Tenho realmente minhas obsessões e sei que, por vezes, devo exagerar nas proposições.
Por causa disso, tenho convidado outros críticos para o blog da "Modo", para que os nossos leitores não sejam obrigados a lidar sempre com as minhas ideias. No momento, há um artigo do crítico e poeta baiano Rodrigo Damasceno no blog, sobre Guido Cavalcanti.
Quanto ao "pé de briga", espero que não seja mais o caso. A idade está chegando e tem me trazido mais calma. Além do mais, tenho lido poetas jovens tão interessantes nos últimos tempos, que tenho preferido manter minha atenção no que interessa, os bons poetas.
Obigado pela sinceridade do seu comentário.
abraço
Ricardo
Ricardo
Não falei que estava cansado de ouvir você, mas que estava afim de ouvir você falar de outras coisas. Mesmo sem conhece-lo pessoalmente tenho afeto por sua figura e considero seu trabalho fundamentl para o debate sobre poesia contemporânea no brasil. Mas que isso até, tenho um divida com você, frank o’hara eu conheci por conta de uma postagem sua na “modo”. Além de lenora de barros, emanuel hoquard, marjorie perloff...poetas ou críticos sobre os quais eu tinha uma voga noticia, ou noticia nenhuma. não lhe escreveria se, no mínimo, eu não tivesse carinho por você e seu trabalho.
Tanto gosto do seu pensamento que vivo sugerindo pautas para as postagens. Coisas que me interessam e que eu tinha vontade de saber sua opinião.
É isso.
Marcio junqueira.
Márcio,
meu querido, eu entendi bem o que vocês quis dizer. Não se preocupe, não me ofendi. Muito pelo contrário, acho legal quando posso conversar abertamente com os leitores deste espaço, ou da Modo.

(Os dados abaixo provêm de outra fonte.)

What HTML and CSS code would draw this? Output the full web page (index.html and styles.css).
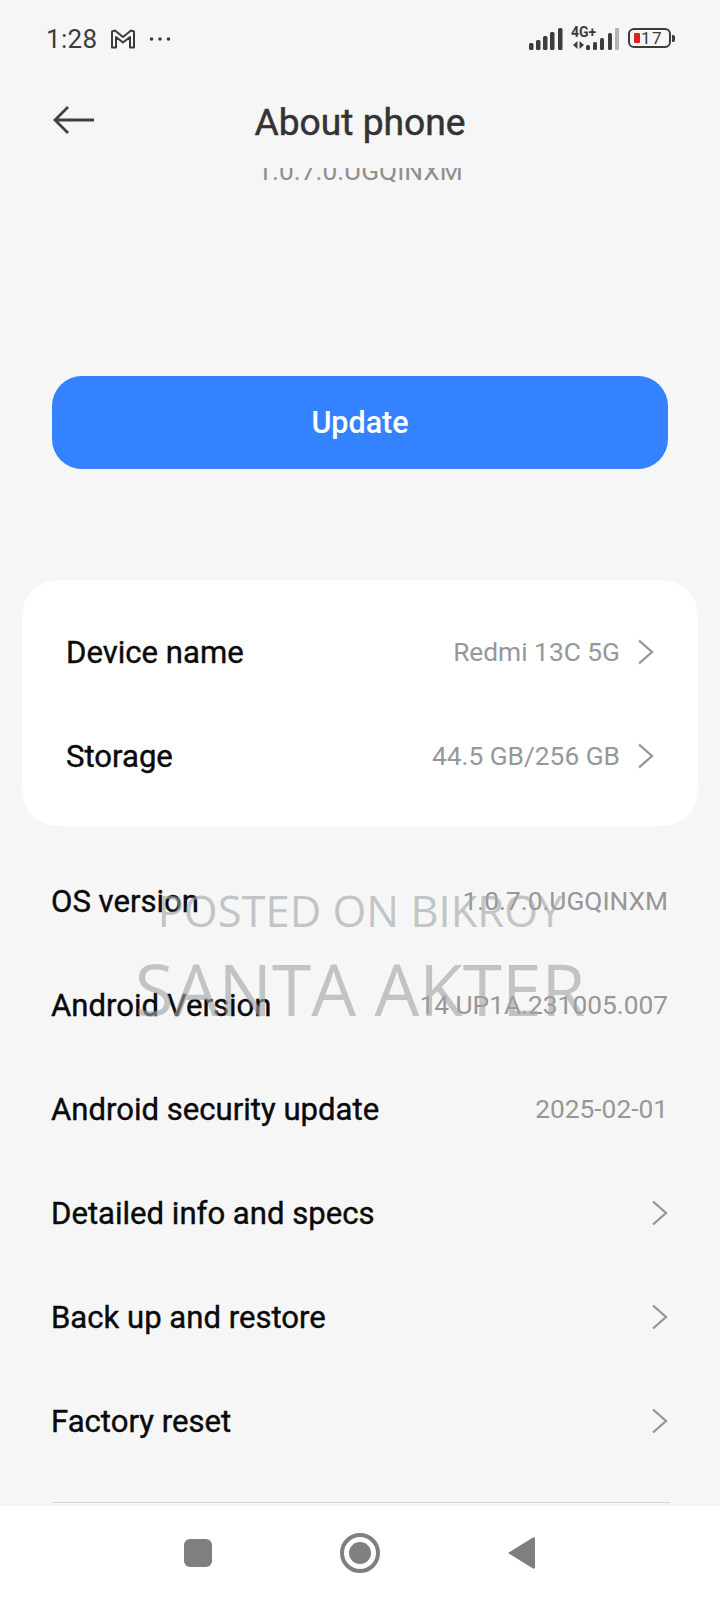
FILE: index.html
```html
<!DOCTYPE html>
<html lang="en">
<head>
<meta charset="utf-8">
<title>About phone</title>
<link rel="stylesheet" href="styles.css">
</head>
<body>
<div class="phone">
  <div class="status">
    <div class="status-left">
      <span class="time">1:28</span>
      <svg class="gmail" width="26" height="20" viewBox="0 0 26 20"><path d="M2 18.500V2.500L5 1.500L13 8L21 1.500L24 2.500V18.500H20V8L13 13.500L6 8V18.500Z" fill="none" stroke="#3c3c3c" stroke-width="2" stroke-linejoin="round"/></svg>
      <svg class="dots" width="22" height="6" viewBox="0 0 22 6"><circle cx="2.500" cy="3" r="1.800" fill="#3c3c3c"/><circle cx="11" cy="3" r="1.800" fill="#3c3c3c"/><circle cx="19.500" cy="3" r="1.800" fill="#3c3c3c"/></svg>
    </div>
    <div class="status-right">
      <svg width="34" height="24" viewBox="0 0 34 24"><g fill="#3c3c3c"><rect x="0" y="16" width="4.500" height="7" rx="1.500"/><rect x="7" y="13" width="4.500" height="10" rx="1.500"/><rect x="14" y="9" width="4.500" height="14" rx="1.500"/><rect x="21" y="5" width="4.500" height="18" rx="1.500"/><rect x="29" y="1" width="4.500" height="22" rx="1.500"/></g></svg>
      <div class="net">
        <span class="net-label">4G+</span>
        <svg class="net-arrows" width="11" height="8" viewBox="0 0 11 8"><path d="M0 4L4.500 0V8ZM6.500 0L11 4L6.500 8Z" fill="#3c3c3c"/></svg>
      </div>
      <svg class="sig2" width="34" height="24" viewBox="0 0 34 24"><g fill="#3c3c3c"><rect x="0" y="18" width="4" height="5" rx="1.500"/><rect x="7" y="15" width="4" height="8" rx="1.500"/><rect x="14" y="11" width="4" height="12" rx="1.500"/><rect x="22" y="6" width="4" height="17" rx="1.500"/></g><rect x="29" y="1" width="4" height="22" rx="1" fill="#b4b4b4"/></svg>
      <div class="battery">
        <span class="battery-fill"></span>
        <span class="battery-num">17</span>
      </div>
      <span class="battery-tip"></span>
    </div>
  </div>

  <div class="header">
    <svg class="back" width="42" height="30" viewBox="0 0 42 30"><path d="M15 2L2 15L15 28M2 15H41" fill="none" stroke="#404040" stroke-width="2.800"/></svg>
    <h1 class="title">About phone</h1>
  </div>

  <div class="content">
    <div class="clip"><p class="clip-text">1.0.7.0.UGQINXM</p></div>
    <button class="update">Update</button>

    <div class="card">
      <div class="row card-row">
        <span class="label">Device name</span>
        <span class="right"><span class="value">Redmi 13C 5G</span><svg class="chev" width="16" height="26" viewBox="0 0 16 26"><path d="M1 1.500L14 13L1 24.500" fill="none" stroke="#959595" stroke-width="2.300"/></svg></span>
      </div>
      <div class="row card-row">
        <span class="label">Storage</span>
        <span class="right"><span class="value">44.5 GB/256 GB</span><svg class="chev" width="16" height="26" viewBox="0 0 16 26"><path d="M1 1.500L14 13L1 24.500" fill="none" stroke="#959595" stroke-width="2.300"/></svg></span>
      </div>
    </div>

    <div class="list">
      <div class="row"><span class="label">OS version</span><span class="value">1.0.7.0.UGQINXM</span></div>
      <div class="row"><span class="label">Android Version</span><span class="value">14 UP1A.231005.007</span></div>
      <div class="row"><span class="label">Android security update</span><span class="value">2025-02-01</span></div>
      <div class="row"><span class="label">Detailed info and specs</span><svg class="chev" width="16" height="26" viewBox="0 0 16 26"><path d="M1 1.500L14 13L1 24.500" fill="none" stroke="#959595" stroke-width="2.300"/></svg></div>
      <div class="row"><span class="label">Back up and restore</span><svg class="chev" width="16" height="26" viewBox="0 0 16 26"><path d="M1 1.500L14 13L1 24.500" fill="none" stroke="#959595" stroke-width="2.300"/></svg></div>
      <div class="row"><span class="label">Factory reset</span><svg class="chev" width="16" height="26" viewBox="0 0 16 26"><path d="M1 1.500L14 13L1 24.500" fill="none" stroke="#959595" stroke-width="2.300"/></svg></div>
    </div>
    <div class="divider"></div>
  </div>

  <div class="nav">
    <span class="nav-square"></span>
    <span class="nav-circle"><span class="nav-dot"></span></span>
    <svg class="nav-back" width="27" height="32" viewBox="0 0 27 32"><path d="M27 2V30C27 31.500 26 32 25 31.500L0 16L25 .5C26 0 27 .5 27 2Z" fill="#7f7f7f"/></svg>
  </div>

  <div class="watermark">
    <div class="wm-top">POSTED ON BIKROY</div>
    <div class="wm-main">SANTA AKTER</div>
  </div>
</div>
</body>
</html>
```
FILE: styles.css
```css
* { box-sizing: border-box; }
html, body { margin: 0; padding: 0; }
body { font-family: Roboto, "Liberation Sans", sans-serif; background: #f6f6f6; }

.phone {
  position: relative;
  width: 720px;
  height: 1600px;
  display: flex;
  flex-direction: column;
  background: #f6f6f6;
  overflow: hidden;
}

.status {
  height: 78px;
  padding: 16px 45px 0 46px;
  display: flex;
  justify-content: space-between;
  align-items: flex-start;
}
.status-left { display: flex; align-items: center; height: 46px; }
.time { font-size: 26px; color: #3c3c3c; letter-spacing: .3px; width: 64px; }
.dots { margin-left: 13px; }
.status-right { display: flex; align-items: flex-end; height: 35px; }
.net { width: 25px; margin-left: 8px; display: flex; flex-direction: column; align-items: flex-start; }
.net-label { font-size: 14px; font-weight: 700; color: #3c3c3c; line-height: 13px; }
.net-arrows { margin: 2px 0 2px 2px; }
.sig2 { margin-left: -10px; }
.battery {
  width: 43px;
  height: 20px;
  margin-left: 8px;
  margin-bottom: 3px;
  border: 2px solid #3c3c3c;
  border-radius: 6px;
  display: flex;
  align-items: center;
  padding-left: 4px;
}
.battery-fill { width: 6px; height: 10px; background: #e02020; border-radius: 1px; }
.battery-num { font-size: 17px; line-height: 15px; color: #3c3c3c; letter-spacing: 1.500px; margin-left: 1px; }
.battery-tip { width: 3px; height: 7px; background: #3c3c3c; margin-left: 1px; margin-bottom: 9px; border-radius: 0 2px 2px 0; }

.header {
  position: relative;
  height: 86px;
  padding-top: 1px;
  display: flex;
  align-items: center;
  justify-content: center;
  flex: none;
}
.back { position: absolute; left: 53px; top: 27px; }
.title { margin: 0; font-size: 37.200px; font-weight: 400; -webkit-text-stroke: .5px #333; color: #333; line-height: 84px; }

.content { flex: 1; display: flex; flex-direction: column; align-items: stretch; }
.clip { height: 14px; margin-top: 4px; overflow: hidden; flex: none; }
.clip-text { margin: -13px 0 0; text-align: center; font-size: 26.300px; line-height: 32px; color: #8f8f8f; }

.update {
  display: block;
  margin: 194px 52px 0;
  height: 93px;
  width: 616px;
  flex: none;
  border: 0;
  border-radius: 30px;
  background: #3482ff;
  color: #fff;
  font-family: inherit;
  font-size: 30.500px;
  font-weight: 500;
}

.card {
  margin: 111px 22px 0;
  padding: 20px 0 18px;
  background: #fff;
  border-radius: 36px;
}
.row {
  height: 104px;
  display: flex;
  align-items: center;
  justify-content: space-between;
  padding: 0 52px 0 51px;
  flex: none;
}
.card-row { padding: 0 44px; }
.label { font-size: 31.100px; font-weight: 400; -webkit-text-stroke: .4px #0a0a0a; color: #0a0a0a; }
.value { font-size: 26.300px; color: #979797; }
.right { display: flex; align-items: center; }
.right .chev { margin-left: 18px; }
.list { margin-top: 23px; }
.divider { height: 1px; margin: 29px 50px 0 52px; background: #d6d6d6; flex: none; }

.nav {
  height: 94px;
  flex: none;
  background: #fff;
  display: flex;
  align-items: center;
  justify-content: space-between;
  padding: 0 185px 0 184px;
}
.nav-square { width: 28px; height: 28px; background: #7f7f7f; border-radius: 6px; }
.nav-circle {
  width: 40px;
  height: 40px;
  border: 4px solid #7f7f7f;
  border-radius: 50%;
  display: flex;
  align-items: center;
  justify-content: center;
}
.nav-dot { width: 22px; height: 22px; border-radius: 50%; background: #7f7f7f; }

.watermark {
  position: absolute;
  left: 0;
  top: 876px;
  width: 720px;
  text-align: center;
  font-family: "Open Sans", "Noto Sans", sans-serif;
  color: rgba(160,165,170,.62);
  pointer-events: none;
}
.wm-top { font-size: 43.500px; line-height: 70px; }
.wm-main { font-size: 71px; line-height: 86px; }
```
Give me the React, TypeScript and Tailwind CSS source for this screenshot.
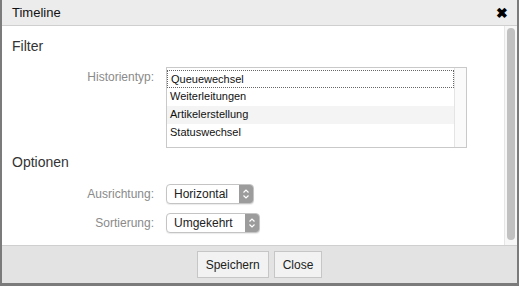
import { ReactNode } from "react";

type FieldProps = {
    label: string;
    children: ReactNode;
};

function Field({ label, children }: FieldProps) {
    return (
        <div className="flex items-center">
            <span className="w-[154px] pr-[12px] text-right text-[12px] text-[#8a8a8a]">{label}</span>
            {children}
        </div>
    );
}

function Select({ value, width }: { value: string; width: string }) {
    return (
        <div className={`flex h-[20px] ${width} items-stretch overflow-hidden rounded-[4px] border border-[#c4c4c4] bg-white shadow-[0_1px_1px_rgba(0,0,0,0.08)]`}>
            <span className="flex-1 pl-[7px] text-[12px] leading-[18px] text-[#222]">{value}</span>
            <span className="flex w-[14px] items-center justify-center bg-[#9c9c9c]">
                <svg width="8" height="12" viewBox="0 0 8 12" fill="none" stroke="white" strokeWidth="1.2">
                    <path d="M1.5 4.5 L4 2 L6.5 4.5" />
                    <path d="M1.5 7.5 L4 10 L6.5 7.5" />
                </svg>
            </span>
        </div>
    );
}

export default function App() {
    const options = ["Queuewechsel", "Weiterleitungen", "Artikelerstellung", "Statuswechsel"];
    return (
        <div className="flex h-[286px] w-[519px] flex-col border-b-[3px] border-l-2 border-r-2 border-[#7b7b7b] font-['Liberation_Sans',Arial,sans-serif]">
            <div className="flex h-[26px] shrink-0 items-center justify-between border-b border-[#cfcfcf] bg-[#ececec] pl-[10px] pr-[9px]">
                <span className="text-[13px] text-[#111]">Timeline</span>
                <span className="text-[14px] font-bold leading-none text-black">✖</span>
            </div>
            <div className="flex min-h-0 flex-1 bg-white">
                <div className="flex-1 pl-[10px]">
                    <div className="mt-[10px] text-[14px] text-[#333]">Filter</div>
                    <div className="mt-[10px] flex items-start">
                        <span className="w-[154px] pr-[12px] pt-[1px] text-right text-[12px] text-[#8a8a8a]">Historientyp:</span>
                        <div className="flex h-[81px] w-[301px] border border-[#c9c9c9] bg-white">
                            <div className="flex-1 pt-[2px]">
                                {options.map((o, i) => (
                                    <div
                                        key={o}
                                        className={
                                            "h-[18px] pl-[3px] text-[11px] leading-[17px] text-[#111] " +
                                            (i === 0 ? "border border-dotted border-[#666] pl-[2px] leading-[16px]" : "") +
                                            (i === 2 ? " bg-[#f4f4f4]" : "")
                                        }
                                    >
                                        {o}
                                    </div>
                                ))}
                            </div>
                            <div className="w-[12px] border-l border-[#e4e4e4] bg-[#fafafa]" />
                        </div>
                    </div>
                    <div className="mt-[4px] text-[14px] text-[#333]">Optionen</div>
                    <div className="mt-[11px] flex flex-col gap-[9px]">
                        <Field label="Ausrichtung:">
                            <Select value="Horizontal" width="w-[88px]" />
                        </Field>
                        <Field label="Sortierung:">
                            <Select value="Umgekehrt" width="w-[94px]" />
                        </Field>
                    </div>
                </div>
                <div className="flex w-[13px] justify-center border-l border-[#e6e6e6] bg-[#f7f7f7] pt-[2px] pb-[5px]">
                    <div className="w-[8px] rounded-full bg-[#c1c1c1]" />
                </div>
            </div>
            <div className="flex h-[38px] shrink-0 items-center justify-center gap-[5px] border-t border-[#cfcfcf] bg-[#e3e3e3]">
                <button className="h-[27px] border border-[#c6c6c6] bg-[#f2f2f2] px-[8px] text-[12px] text-[#222]">Speichern</button>
                <button className="h-[27px] border border-[#c6c6c6] bg-[#f2f2f2] px-[8px] text-[12px] text-[#222]">Close</button>
            </div>
        </div>
    );
}
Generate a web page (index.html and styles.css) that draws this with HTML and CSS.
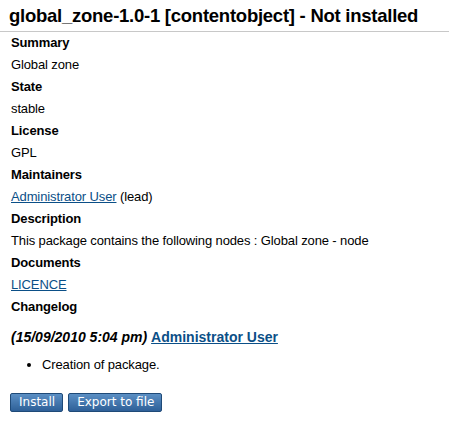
FILE: index.html
```html
<!DOCTYPE html>
<html>
<head>
<meta charset="utf-8">
<link rel="stylesheet" href="styles.css">
</head>
<body>
<div class="page">
  <h1 class="title">global_zone-1.0-1 [contentobject] - Not installed</h1>
  <div class="rule"></div>
  <div class="content">
    <div class="label">Summary</div>
    <div class="value">Global zone</div>
    <div class="label">State</div>
    <div class="value">stable</div>
    <div class="label">License</div>
    <div class="value">GPL</div>
    <div class="label">Maintainers</div>
    <div class="value"><a href="#">Administrator User</a> (lead)</div>
    <div class="label">Description</div>
    <div class="value">This package contains the following nodes : Global zone - node</div>
    <div class="label">Documents</div>
    <div class="value"><a href="#">LICENCE</a></div>
    <div class="label">Changelog</div>
    <div class="log-head">(15/09/2010 5:04 pm) <a href="#">Administrator User</a></div>
    <ul class="log-list">
      <li>Creation of package.</li>
    </ul>
    <div class="buttons">
      <button class="btn">Install</button>
      <button class="btn">Export to file</button>
    </div>
  </div>
</div>
</body>
</html>
```
FILE: styles.css
```css
html, body {
  margin: 0;
  padding: 0;
  background: #ffffff;
}
body {
  font-family: "Liberation Sans", Arial, sans-serif;
  font-size: 13px;
  color: #000;
  letter-spacing: -0.12px;
}
.page {
  padding-top: 4px;
}
.title {
  margin: 0 0 0 9px;
  font-size: 18.5px;
  font-weight: bold;
  line-height: 24px;
  letter-spacing: -0.25px;
  white-space: nowrap;
}
.rule {
  height: 1px;
  background: #c8c8c8;
  margin-top: 3px;
}
.content {
  padding-left: 11px;
  padding-top: 0;
}
.label, .value {
  line-height: 22px;
}
.label {
  font-weight: bold;
}
a {
  color: #0b4f87;
  text-decoration: underline;
}
.log-head {
  font-size: 14px;
  font-weight: bold;
  font-style: italic;
  letter-spacing: 0;
  margin-top: 8px;
  line-height: 22px;
}
.log-head a {
  font-style: normal;
}
.log-list {
  margin: 6px 0 0 0;
  padding-left: 31px;
  line-height: 22px;
}
.buttons {
  margin-top: 17px;
  display: flex;
  gap: 5px;
  margin-left: -1px;
}
.btn {
  font-family: "DejaVu Sans", Verdana, sans-serif;
  font-size: 12px;
  letter-spacing: 0;
  color: #fff;
  height: 19px;
  padding: 0 7px 0 8px;
  border: 1px solid #1f4a78;
  border-radius: 2px;
  background: linear-gradient(#5b8fc4, #2e6098);
  line-height: 17px;
}
```
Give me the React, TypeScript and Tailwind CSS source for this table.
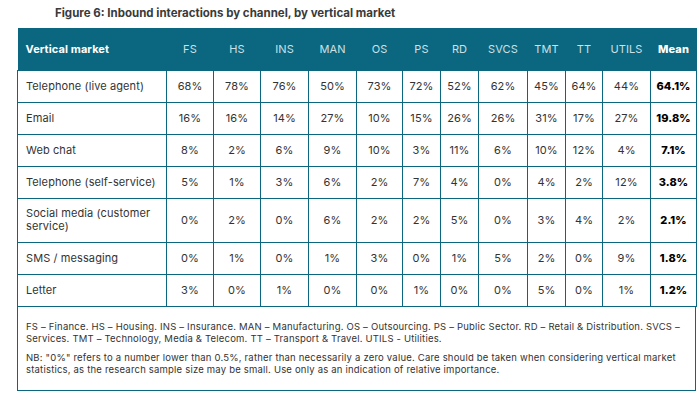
const cols = ["FS", "HS", "INS", "MAN", "OS", "PS", "RD", "SVCS", "TMT", "TT", "UTILS"];
const widths = [149, 47, 47, 48, 48, 46, 38, 38, 49, 38, 37, 48, 46];

const rows: { label: string; values: string[]; mean: string; tall?: boolean }[] = [
  { label: "Telephone (live agent)", values: ["68%", "78%", "76%", "50%", "73%", "72%", "52%", "62%", "45%", "64%", "44%"], mean: "64.1%" },
  { label: "Email", values: ["16%", "16%", "14%", "27%", "10%", "15%", "26%", "26%", "31%", "17%", "27%"], mean: "19.8%" },
  { label: "Web chat", values: ["8%", "2%", "6%", "9%", "10%", "3%", "11%", "6%", "10%", "12%", "4%"], mean: "7.1%" },
  { label: "Telephone (self-service)", values: ["5%", "1%", "3%", "6%", "2%", "7%", "4%", "0%", "4%", "2%", "12%"], mean: "3.8%" },
  { label: "Social media (customer service)", values: ["0%", "2%", "0%", "6%", "2%", "2%", "5%", "0%", "3%", "4%", "2%"], mean: "2.1%", tall: true },
  { label: "SMS / messaging", values: ["0%", "1%", "0%", "1%", "3%", "0%", "1%", "5%", "2%", "0%", "9%"], mean: "1.8%" },
  { label: "Letter", values: ["3%", "0%", "1%", "0%", "0%", "1%", "0%", "0%", "5%", "0%", "1%"], mean: "1.2%" },
];

export default function App() {
  return (
    <div
      className="w-[699px] h-[400px] bg-white text-[#333] overflow-hidden"
      style={{ fontFamily: "Inter, 'DejaVu Sans', sans-serif" }}
    >
      <h1 className="pl-[55px] pt-[6px] h-[28px] text-[11.5px] font-bold text-[#3a3a3a] leading-[14px]">
        Figure 6: Inbound interactions by channel, by vertical market
      </h1>
      <div className="ml-[17px] w-[679px]">
        <table className="w-[679px] table-fixed border-collapse text-[11px] tracking-[0.1px]">
          <colgroup>
            {widths.map((w, i) => (
              <col key={i} style={{ width: w }} />
            ))}
          </colgroup>
          <thead>
            <tr className="h-[42px] bg-[#0b6780]">
              <th className="pl-[8px] text-left font-bold text-white">Vertical market</th>
              {cols.map((c) => (
                <th key={c} className="font-normal text-[#cde0e6]">
                  {c}
                </th>
              ))}
              <th className="font-extrabold text-white">Mean</th>
            </tr>
          </thead>
          <tbody>
            {rows.map((r) => (
              <tr key={r.label} className={r.tall ? "h-[44px]" : "h-[32px]"}>
                <td className="border border-[#0b6780] pl-[8px] pr-[4px] text-left leading-[13px]">
                  {r.label}
                </td>
                {r.values.map((v, i) => (
                  <td key={i} className="border border-[#0b6780] text-center">
                    {v}
                  </td>
                ))}
                <td className="border border-[#0b6780] text-center font-extrabold text-black">{r.mean}</td>
              </tr>
            ))}
          </tbody>
        </table>
        <div className="h-[84px] border border-t-0 border-[#0b6780] pl-[8px] pr-[4px] pt-[14px] text-[9.5px] tracking-[0.2px] leading-[12.5px]">
          <p>
            FS – Finance. HS – Housing. INS – Insurance. MAN – Manufacturing. OS – Outsourcing. PS – Public Sector. RD –
            Retail &amp; Distribution. SVCS – Services. TMT – Technology, Media &amp; Telecom. TT – Transport &amp; Travel.
            UTILS - Utilities.
          </p>
          <p className="mt-[6px]">
            NB: "0%" refers to a number lower than 0.5%, rather than necessarily a zero value. Care should be taken when
            considering vertical market statistics, as the research sample size may be small. Use only as an indication
            of relative importance.
          </p>
        </div>
      </div>
    </div>
  );
}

Tenho em mente algumas de suas sufestões, como um ensaio que trate do conceito de "textualidade" e uma postagem sobre Leonilson. Sou meio espontâneo com meus textos, mas escreverei sobre esses conceitos e pessoas em breve. Leonilson, por exemplo, me é importantíssimo... houve 3 exposições no Brasil que fizeram reviravoltas em minha cabeça: a primeira foi a retrospectiva de Lygia Clark no MAM-SP, creio que em 1999. Mexeu muito comigo, mudou muito na minha cabeça. As outras duas ocorreram em 2003 e tiveram um papel importante na escrita do meu primeiro livro, "Carta aos anfíbios" (2005): as exposições, em SP, de Arthur Bispo do Rosário e José Leonilson.
Vou escrever sobre estes heróis meus em breve.